If Barrymore didn’t know derby before the movie, she did know Austin: Yet the bulk of filming took place in the home state of the flat-track Detroit Derby Girls. (Blame Michigan’s generous film incentives: While “the people in Michigan were total sweethearts,” Cross explained, “for a year, it was going to be Texas, and if it hadn’t been for money, it would have been Texas all the way.”) According to Cross, Barrymore was adamant about keeping the setting without falling back on cliché. “She always said, ‘I was going to be damned if I got this drive-by shot of the Capitol.'”
Barrymore explained: “I wanted to shoot the Alamo Drafthouse and South Congress and Waterloo. … You know, really pick places that are authentic to where derby girls go, like saying, ‘We’re going to go to Lovejoys.'” It’s more than just some establishing shots.

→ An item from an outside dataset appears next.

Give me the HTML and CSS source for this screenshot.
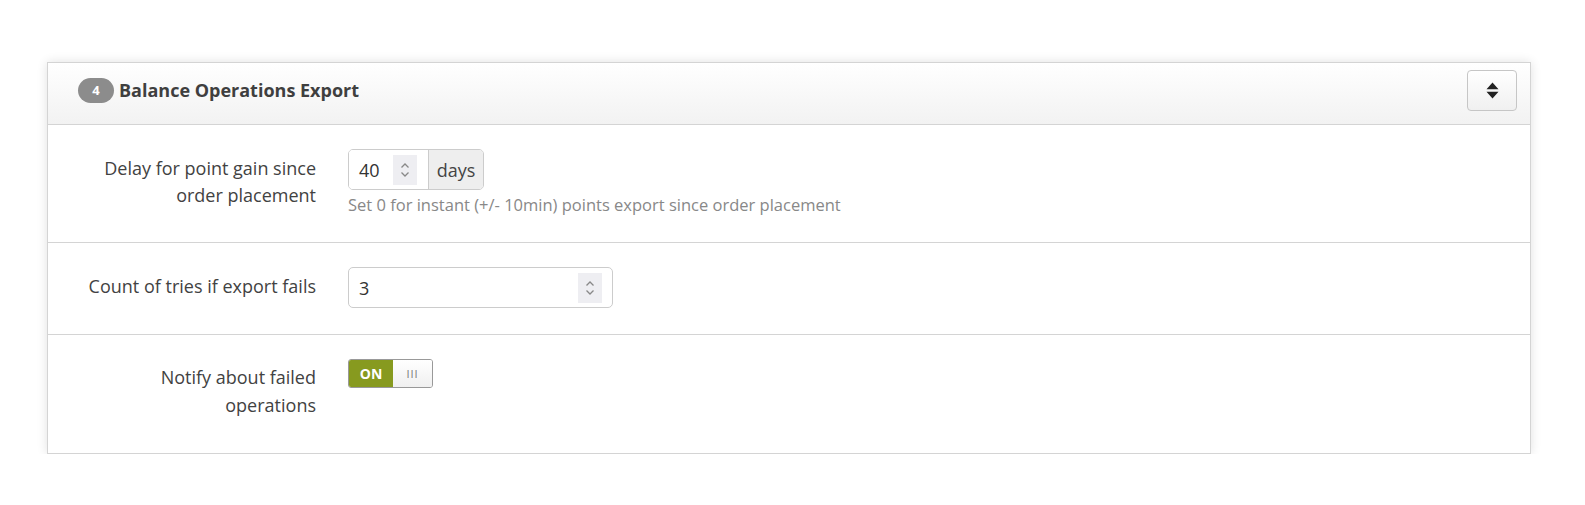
FILE: index.html
```html
<!DOCTYPE html>
<html>
<head>
<meta charset="utf-8">
<link rel="stylesheet" href="styles.css">
</head>
<body>
<div class="panel">
  <div class="panel-head">
    <span class="badge">4</span>
    <span class="title">Balance Operations Export</span>
    <button class="sort-btn" type="button">
      <svg width="13" height="19" viewBox="0 0 13 19"><path d="M6.5 1.5 L12.5 8.3 H0.5 Z M0.5 10.7 H12.5 L6.5 17.5 Z" fill="#222"/></svg>
    </button>
  </div>
  <div class="row row-1">
    <div class="label">Delay for point gain since order placement</div>
    <div class="field">
      <div class="input-group">
        <div class="num small"><span class="val">40</span><span class="spin"><svg width="12" height="20" viewBox="0 0 12 20"><path d="M2.5 7.5 L6 4 L9.5 7.5 M2.5 12.5 L6 16 L9.5 12.5" stroke="#888" stroke-width="1.3" fill="none"/></svg></span></div>
        <div class="addon">days</div>
      </div>
      <div class="help">Set 0 for instant (+/- 10min) points export since order placement</div>
    </div>
  </div>
  <div class="row row-2">
    <div class="label">Count of tries if export fails</div>
    <div class="field">
      <div class="num wide"><span class="val">3</span><span class="spin"><svg width="12" height="20" viewBox="0 0 12 20"><path d="M2.5 7.5 L6 4 L9.5 7.5 M2.5 12.5 L6 16 L9.5 12.5" stroke="#888" stroke-width="1.3" fill="none"/></svg></span></div>
    </div>
  </div>
  <div class="row row-3">
    <div class="label">Notify about failed operations</div>
    <div class="field">
      <div class="toggle"><span class="on">ON</span><span class="off">III</span></div>
    </div>
  </div>
</div>
</body>
</html>
```
FILE: styles.css
```css
html, body { margin: 0; padding: 0; background: #fff; }
body {
  font-family: "Open Sans", "Noto Sans", sans-serif;
  color: #444;
  padding: 62px 0 0 47px;
}
.panel {
  width: 1482px;
  border: 1px solid #d4d4d4;
  background: #fff;
  box-shadow: 0 0 10px rgba(0,0,0,0.12);
}
.panel-head {
  height: 62px;
  box-sizing: border-box;
  display: flex;
  align-items: center;
  padding: 0 13px 7px 30px;
  background: linear-gradient(#ffffff, #f2f2f2);
  border-bottom: 1px solid #d4d4d4;
}
.badge {
  display: inline-flex;
  align-items: center;
  justify-content: center;
  width: 36px;
  height: 25px;
  border-radius: 13px;
  background: #8c8c8c;
  color: #fff;
  font-size: 13px;
  font-weight: 700;
}
.title {
  margin-left: 5px;
  font-size: 18px;
  font-weight: 700;
  color: #3f3f3f;
  flex: 1;
}
.sort-btn {
  width: 50px;
  height: 41px;
  border: 1px solid #c6c6c6;
  border-radius: 4px;
  background: linear-gradient(#fff, #f0f0f0);
  display: flex;
  align-items: center;
  justify-content: center;
  padding: 0;
}
.row {
  display: flex;
  box-sizing: border-box;
  padding-top: 24px;
  border-bottom: 1px solid #d4d4d4;
}
.row:last-child { border-bottom: none; }
.row-1 { height: 118px; }
.row-2 { height: 92px; }
.row-3 { height: 118px; }
.label {
  width: 268px;
  padding: 6px 0 0 33px;
  box-sizing: border-box;
  text-align: right;
  font-size: 18px;
  line-height: 27px;
  color: #424242;
}
.row-3 .label { padding-top: 5px; line-height: 27.5px; }
.field { margin-left: 32px; }
.input-group {
  display: flex;
  height: 41px;
  box-sizing: border-box;
  border: 1px solid #ccc;
  border-radius: 5px;
  width: 136px;
  overflow: hidden;
}
.num {
  display: flex;
  align-items: center;
  box-sizing: border-box;
  font-size: 18px;
  color: #333;
  background: #fff;
}
.num .val { flex: 1; padding-left: 10px; }
.num .spin {
  width: 24px;
  height: 30px;
  background: #eeeef2;
  display: flex;
  align-items: center;
  justify-content: center;
}
.num.small { width: 80px; height: 39px; padding-right: 11px; border-right: 1px solid #ccc; }
.num.wide {
  width: 265px;
  height: 41px;
  border: 1px solid #ccc;
  border-radius: 5px;
  padding-right: 10px;
}
.addon {
  flex: 1;
  background: #eee;
  display: flex;
  align-items: center;
  justify-content: center;
  font-size: 18px;
  color: #444;
}
.help {
  margin-top: 4px;
  font-size: 16.5px;
  color: #888;
  line-height: 22px;
}
.toggle {
  display: flex;
  width: 85px;
  height: 29px;
  border: 1px solid #999;
  border-radius: 3px;
  overflow: hidden;
  box-sizing: border-box;
}
.toggle .on {
  width: 44px;
  background: #879a1f;
  color: #fff;
  font-size: 14px;
  font-weight: 700;
  display: flex;
  align-items: center;
  justify-content: center;
}
.toggle .off {
  flex: 1;
  background: linear-gradient(#fff, #f0f0f0);
  color: #777;
  font-size: 11px;
  letter-spacing: 1px;
  display: flex;
  align-items: center;
  justify-content: center;
}
```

When Barrymore and her crew visited TXRD’s warehouse last year, league founding member April Ritzenthaler (aka La Muerta) said, “The art director fell in love with it because it’s so filthy and dirty and full of Roller Derby crap.” Some of that even made it into the film – sent North for set dressing.
For everything that derby has given (or loaned) her, Cross said she hopes she’s giving something back. She said, “My biggest hope is that when people see the movie, they go see their local league.”